It is no secret that the entire crypto ecosystem is seen from a rather skeptic lens by a certain set of people. Turns out millennials are not amongst the crypto skeptics. On the contrary, apparently they place more trust in it as compared to the traditional financial ecosystem.
Recently the data collected in a new study from the investment platform eToro, regarding millennial investment attitudes, showed that roughly half of millennial traders have more trust in digital currency exchanges than they do in the United States (U.S.) stock market exchanges.
According to the report published on Feb. 19, 43 percent of the millennial online traders who were surveyed, showed less trust in the traditional stock market.
Furthermore, 93 percent of the surveyed individuals reportedly claimed that they would be more willing to invest in digital currency if traditional financial institutions proposed such an option. In addition, 71 percent of the millennials, who aren’t involved in the trading of cryptocurrency, said that they would consider beginning if conventional institutions were to offer this option.

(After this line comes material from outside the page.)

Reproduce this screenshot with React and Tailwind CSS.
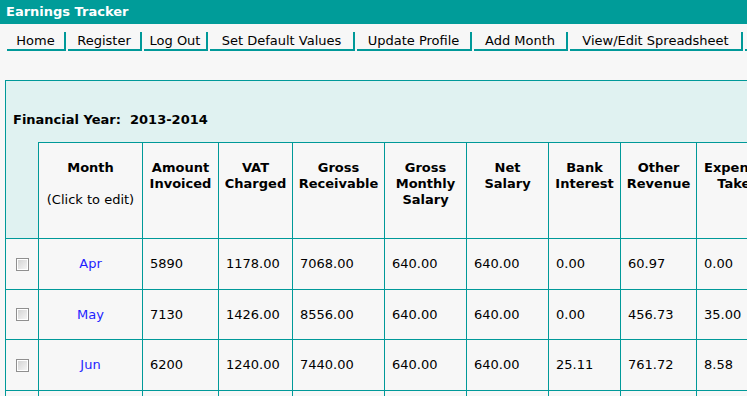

According to the Managing Director of eToro U.S., Guy Hirsch, the dynamics of the market are now witnessing a generation shift in trust from traditional stock exchanges to digital currency ones.
Immutability is native to blockchains and that makes real-time audit to be sensible and cost-effective and that is why millennials and Gen X perceive crypto exchanges as less likely to be subject to manipulation and less likely to be a place where bad actors get rewarded with taxpayer money.
Hirsch further explained.
In the survey, 45 percent of the respondents showed interest in making cryptocurrency a part of their 401(k) retirement savings plans. Meanwhile, 74 percent of the surveyed digital currency traders said that they would like to receive that option from their 401(k) plan providers.
The research was conducted by Provoke Insights, which is a market research and strategy firm, on behalf of eToro last year in September. The company chose to survey 1,000 online investors between the ages 20 to 65. However the company does point out that the margin of error is around 3 percent in this.